PROBLEM DETAILS: Copy nothing but the text: reproduce each line of the listing exactly and leave the pictures out.

GIVEN INFORMATION:

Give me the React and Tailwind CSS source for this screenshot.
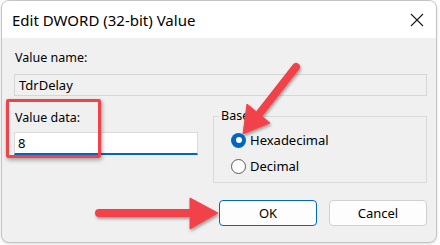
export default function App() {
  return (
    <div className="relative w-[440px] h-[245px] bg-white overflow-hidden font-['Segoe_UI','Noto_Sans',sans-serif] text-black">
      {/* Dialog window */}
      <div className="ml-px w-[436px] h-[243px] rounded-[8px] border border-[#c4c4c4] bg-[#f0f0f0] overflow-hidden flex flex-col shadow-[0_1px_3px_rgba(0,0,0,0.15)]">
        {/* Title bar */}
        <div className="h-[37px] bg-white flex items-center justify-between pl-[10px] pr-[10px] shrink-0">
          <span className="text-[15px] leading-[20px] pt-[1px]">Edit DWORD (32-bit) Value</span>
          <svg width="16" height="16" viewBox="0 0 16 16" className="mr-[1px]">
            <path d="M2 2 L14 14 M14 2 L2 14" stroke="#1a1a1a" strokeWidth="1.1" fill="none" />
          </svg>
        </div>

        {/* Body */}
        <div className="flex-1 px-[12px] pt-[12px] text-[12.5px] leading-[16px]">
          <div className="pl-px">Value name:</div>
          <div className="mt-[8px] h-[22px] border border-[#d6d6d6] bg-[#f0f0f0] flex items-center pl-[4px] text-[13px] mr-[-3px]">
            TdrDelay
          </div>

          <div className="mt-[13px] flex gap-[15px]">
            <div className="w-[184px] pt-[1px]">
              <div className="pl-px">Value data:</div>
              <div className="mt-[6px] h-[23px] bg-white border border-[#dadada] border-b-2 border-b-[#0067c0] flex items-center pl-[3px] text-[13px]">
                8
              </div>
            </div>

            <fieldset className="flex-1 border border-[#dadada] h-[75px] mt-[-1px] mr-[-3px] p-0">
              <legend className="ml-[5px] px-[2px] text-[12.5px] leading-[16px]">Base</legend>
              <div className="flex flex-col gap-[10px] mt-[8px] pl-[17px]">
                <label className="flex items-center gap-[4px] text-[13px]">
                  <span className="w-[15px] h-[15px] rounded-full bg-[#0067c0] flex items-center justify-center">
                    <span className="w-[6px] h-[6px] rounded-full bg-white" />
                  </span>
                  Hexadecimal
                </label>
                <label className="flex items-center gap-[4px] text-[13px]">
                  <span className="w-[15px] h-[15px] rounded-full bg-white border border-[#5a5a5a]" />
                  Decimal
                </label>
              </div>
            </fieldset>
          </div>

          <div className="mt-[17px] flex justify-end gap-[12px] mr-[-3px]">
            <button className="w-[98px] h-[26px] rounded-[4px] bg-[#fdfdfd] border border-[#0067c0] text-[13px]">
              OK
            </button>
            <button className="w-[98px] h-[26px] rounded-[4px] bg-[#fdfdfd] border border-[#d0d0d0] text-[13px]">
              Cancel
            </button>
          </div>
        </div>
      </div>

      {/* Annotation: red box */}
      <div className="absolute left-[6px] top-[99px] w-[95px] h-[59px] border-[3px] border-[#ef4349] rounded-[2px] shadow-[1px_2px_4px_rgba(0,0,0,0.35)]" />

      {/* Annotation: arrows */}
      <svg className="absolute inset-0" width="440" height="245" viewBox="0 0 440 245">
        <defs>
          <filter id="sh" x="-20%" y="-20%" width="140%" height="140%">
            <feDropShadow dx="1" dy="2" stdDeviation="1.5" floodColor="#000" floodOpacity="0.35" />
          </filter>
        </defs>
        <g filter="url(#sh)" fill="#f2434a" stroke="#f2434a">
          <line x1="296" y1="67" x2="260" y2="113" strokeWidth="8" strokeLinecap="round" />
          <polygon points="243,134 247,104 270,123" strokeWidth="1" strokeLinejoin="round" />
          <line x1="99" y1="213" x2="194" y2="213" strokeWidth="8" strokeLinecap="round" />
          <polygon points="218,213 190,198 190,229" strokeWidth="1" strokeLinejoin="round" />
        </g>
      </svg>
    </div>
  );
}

SOLUTION BELOW:
Give me the React and Tailwind CSS source for this screenshot.
export default function App() {
  return (
    <div className="relative w-[440px] h-[245px] bg-white overflow-hidden font-['Segoe_UI','Noto_Sans',sans-serif] text-black">
      {/* Dialog window */}
      <div className="ml-px w-[436px] h-[243px] rounded-[8px] border border-[#c4c4c4] bg-[#f0f0f0] overflow-hidden flex flex-col shadow-[0_1px_3px_rgba(0,0,0,0.15)]">
        {/* Title bar */}
        <div className="h-[37px] bg-white flex items-center justify-between pl-[10px] pr-[10px] shrink-0">
          <span className="text-[15px] leading-[20px] pt-[1px]">Edit DWORD (32-bit) Value</span>
          <svg width="16" height="16" viewBox="0 0 16 16" className="mr-[1px]">
            <path d="M2 2 L14 14 M14 2 L2 14" stroke="#1a1a1a" strokeWidth="1.1" fill="none" />
          </svg>
        </div>

        {/* Body */}
        <div className="flex-1 px-[12px] pt-[12px] text-[12.5px] leading-[16px]">
          <div className="pl-px">Value name:</div>
          <div className="mt-[8px] h-[22px] border border-[#d6d6d6] bg-[#f0f0f0] flex items-center pl-[4px] text-[13px] mr-[-3px]">
            TdrDelay
          </div>

          <div className="mt-[13px] flex gap-[15px]">
            <div className="w-[184px] pt-[1px]">
              <div className="pl-px">Value data:</div>
              <div className="mt-[6px] h-[23px] bg-white border border-[#dadada] border-b-2 border-b-[#0067c0] flex items-center pl-[3px] text-[13px]">
                8
              </div>
            </div>

            <fieldset className="flex-1 border border-[#dadada] h-[75px] mt-[-1px] mr-[-3px] p-0">
              <legend className="ml-[5px] px-[2px] text-[12.5px] leading-[16px]">Base</legend>
              <div className="flex flex-col gap-[10px] mt-[8px] pl-[17px]">
                <label className="flex items-center gap-[4px] text-[13px]">
                  <span className="w-[15px] h-[15px] rounded-full bg-[#0067c0] flex items-center justify-center">
                    <span className="w-[6px] h-[6px] rounded-full bg-white" />
                  </span>
                  Hexadecimal
                </label>
                <label className="flex items-center gap-[4px] text-[13px]">
                  <span className="w-[15px] h-[15px] rounded-full bg-white border border-[#5a5a5a]" />
                  Decimal
                </label>
              </div>
            </fieldset>
          </div>

          <div className="mt-[17px] flex justify-end gap-[12px] mr-[-3px]">
            <button className="w-[98px] h-[26px] rounded-[4px] bg-[#fdfdfd] border border-[#0067c0] text-[13px]">
              OK
            </button>
            <button className="w-[98px] h-[26px] rounded-[4px] bg-[#fdfdfd] border border-[#d0d0d0] text-[13px]">
              Cancel
            </button>
          </div>
        </div>
      </div>

      {/* Annotation: red box */}
      <div className="absolute left-[6px] top-[99px] w-[95px] h-[59px] border-[3px] border-[#ef4349] rounded-[2px] shadow-[1px_2px_4px_rgba(0,0,0,0.35)]" />

      {/* Annotation: arrows */}
      <svg className="absolute inset-0" width="440" height="245" viewBox="0 0 440 245">
        <defs>
          <filter id="sh" x="-20%" y="-20%" width="140%" height="140%">
            <feDropShadow dx="1" dy="2" stdDeviation="1.5" floodColor="#000" floodOpacity="0.35" />
          </filter>
        </defs>
        <g filter="url(#sh)" fill="#f2434a" stroke="#f2434a">
          <line x1="296" y1="67" x2="260" y2="113" strokeWidth="8" strokeLinecap="round" />
          <polygon points="243,134 247,104 270,123" strokeWidth="1" strokeLinejoin="round" />
          <line x1="99" y1="213" x2="194" y2="213" strokeWidth="8" strokeLinecap="round" />
          <polygon points="218,213 190,198 190,229" strokeWidth="1" strokeLinejoin="round" />
        </g>
      </svg>
    </div>
  );
}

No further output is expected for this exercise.